As Mattel toys make the news and China’s economy grows at a rapid pace, IU introduced this year the Research Center for Chinese Politics and Business.\nThe center, established in February, aims to bring 12 faculty experts together from the fields of economics, politics and business who will work toward understanding China’s complicated economic situation.\nScott Kennedy, the center’s director and an associate professor in East Asian languages and cultures and political science, considers this interdisciplinary approach an important advantage.\n“This is a pretty unique center,” Kennedy said. “It brings together the study of issues, which, often times, are studied separately. Business faculty typically focus on the economics and narrow business components of problems. People who study Chinese politics tend to not be good at economics. ... It just seems, from a real world perspective these are issues that ought to be studied in one place.”\nThe center gives faculty members the support they need to do their individual research, and it brings them together so they can benefit from each other, Kennedy said. It also hosts visiting scholars, postdoctorate fellows and researchers from China, which add another element to the center’s studies. \nThe center is currently hosting postdoctoral fellow Junmin Wang from New York University and Deng Guosheng, a leading researcher on non-governmental organizations from Tsinghua University in Beijing. \nWang is researching China’s political involvement in business and the Chinese tobacco industry. \nShe said visiting scholars bring fresh ideas to the center. \n“We are able to bring minds from different backgrounds, cultures and sociology, and work together to create this intellectual alignment,” she said. “I believe it is a great opportunity.”\nSince the center opened eight months ago, its faculty have published articles in national academic journals like the American Journal of Sociology.

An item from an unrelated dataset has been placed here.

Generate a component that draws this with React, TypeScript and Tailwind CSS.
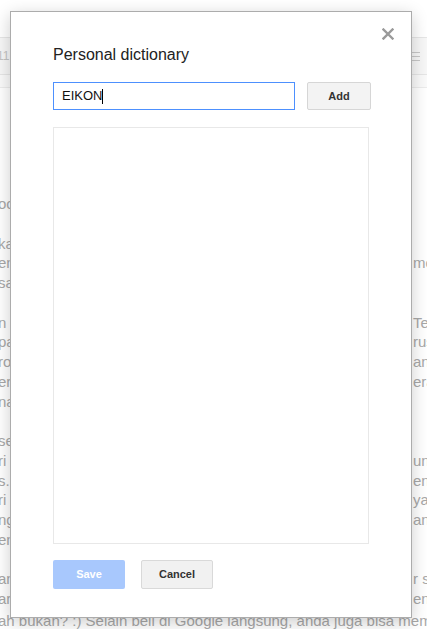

Kennedy spoke before a congressional committee, and earlier this month, the center organized presentations by Robert Kapp, the former president of the US-China Business Council. \nKennedy said the center hopes to continue its momentum in the future. \n“It would be really good to obtain research funds that would be able to permanently provide resources to IU students,” Kennedy said. “We want to both do research and share the fruits of our research, and then also sort of energize people to be interested in the topic.”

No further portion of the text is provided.